What to carry into Monday
The night the institution discovers it is in trouble is the night to watch for the four moves. Who got moved in the last two weeks, and what they were going to surface. Where the actual decision is being made before the formal meeting. What reframe the institution is preparing for the trading-floor speech. Which senior person is being positioned to be the cost of the institution’s recovery story. The operator who can see the four moves running cannot stop them. The operator who cannot see them is who the institution is hoping is in the room.
The protective move is to never be the person who would have been Sarah Robertson, which means to never quietly accept a warning being silenced. If the warning gets silenced and the crisis arrives, the warning’s existence becomes evidence the institution needs to bury, and the operator who issued it becomes the most efficient way to bury it. The operator who insists on the warning being on the record, in writing, in a form that survives a leadership cleanup, gives up the chance of being scapegoated and accepts the cost of being marked as difficult. The trade is unpleasant. The trade is also the only durable defense.
The frame
Sam Rogers, at the end of the long day, drives home and buries his dog in the garden. His ex-wife asks him what he is doing. He gives her a short, true answer that is meaningless without the context she does not have. The film does not let him explain. The point of the scene is that he cannot explain.
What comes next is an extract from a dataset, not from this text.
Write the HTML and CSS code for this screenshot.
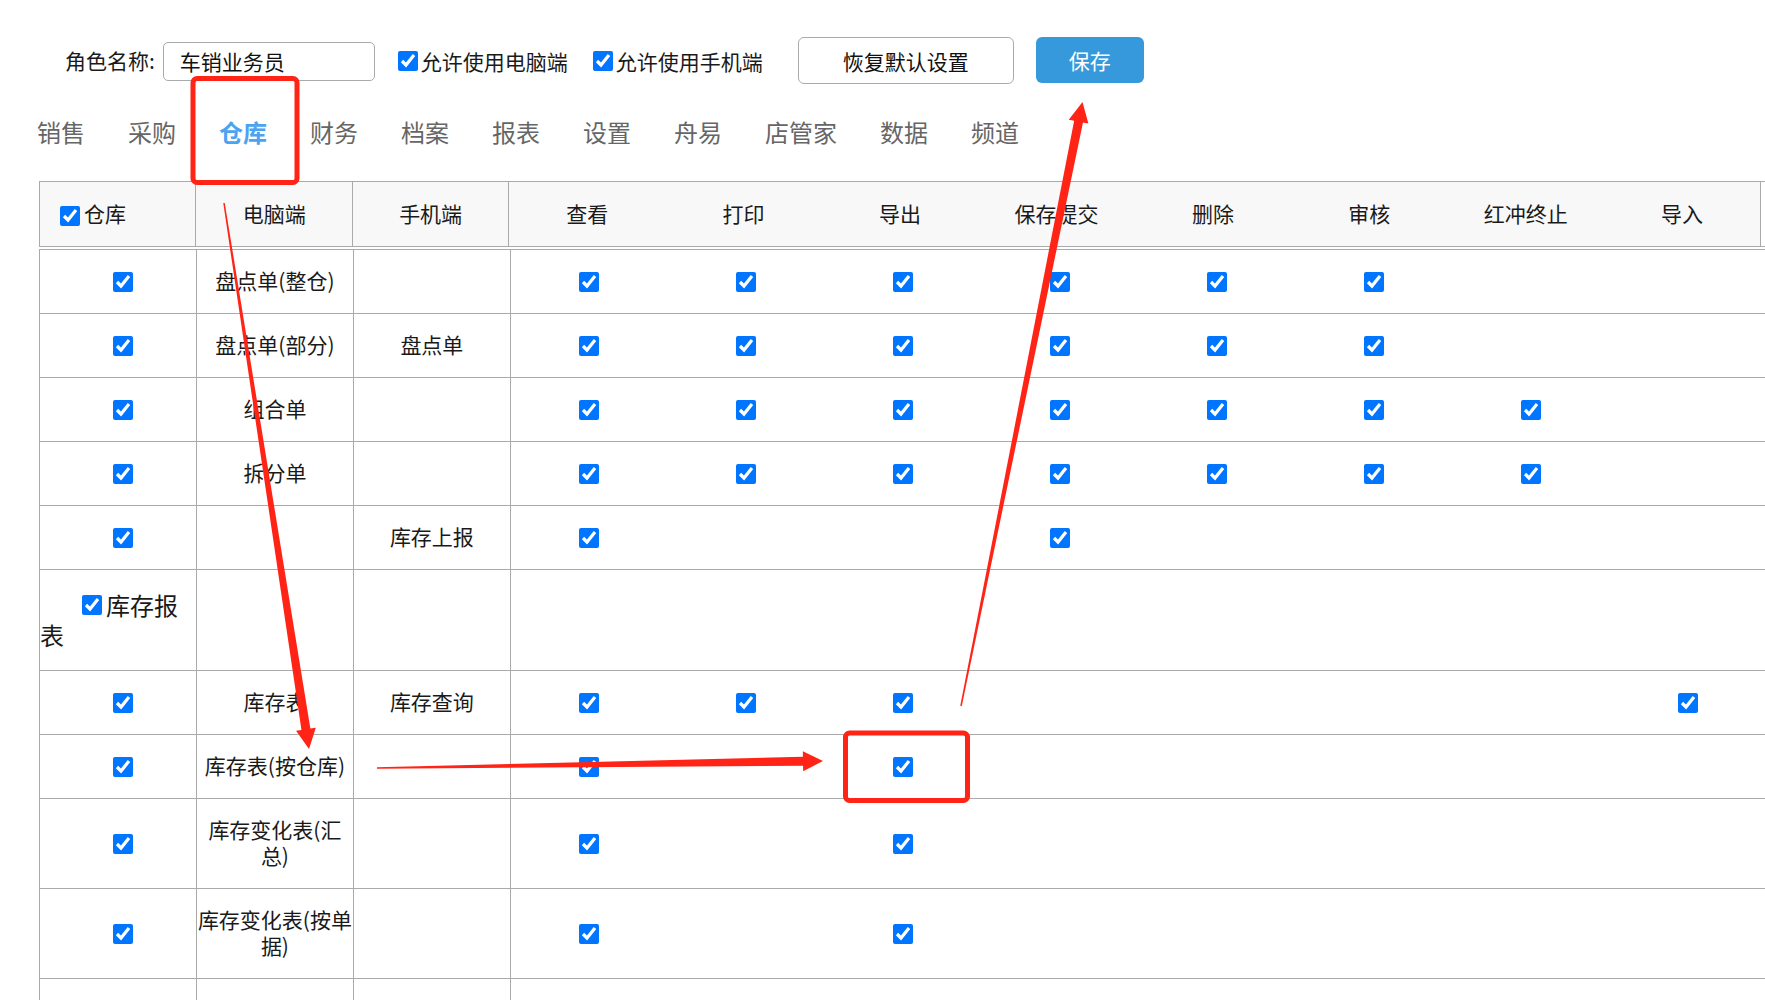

The night that just ran was not the kind of night that can be explained to anyone who was not inside it. Most of the operator’s defensive education works the same way. The decisions get made. The institution continues. The operator carries home what the night cost and buries it in a garden somebody else owns.
The institution survives. The instrument of survival is the playbook. The cost of the instrument is the people who made the playbook necessary in the first place.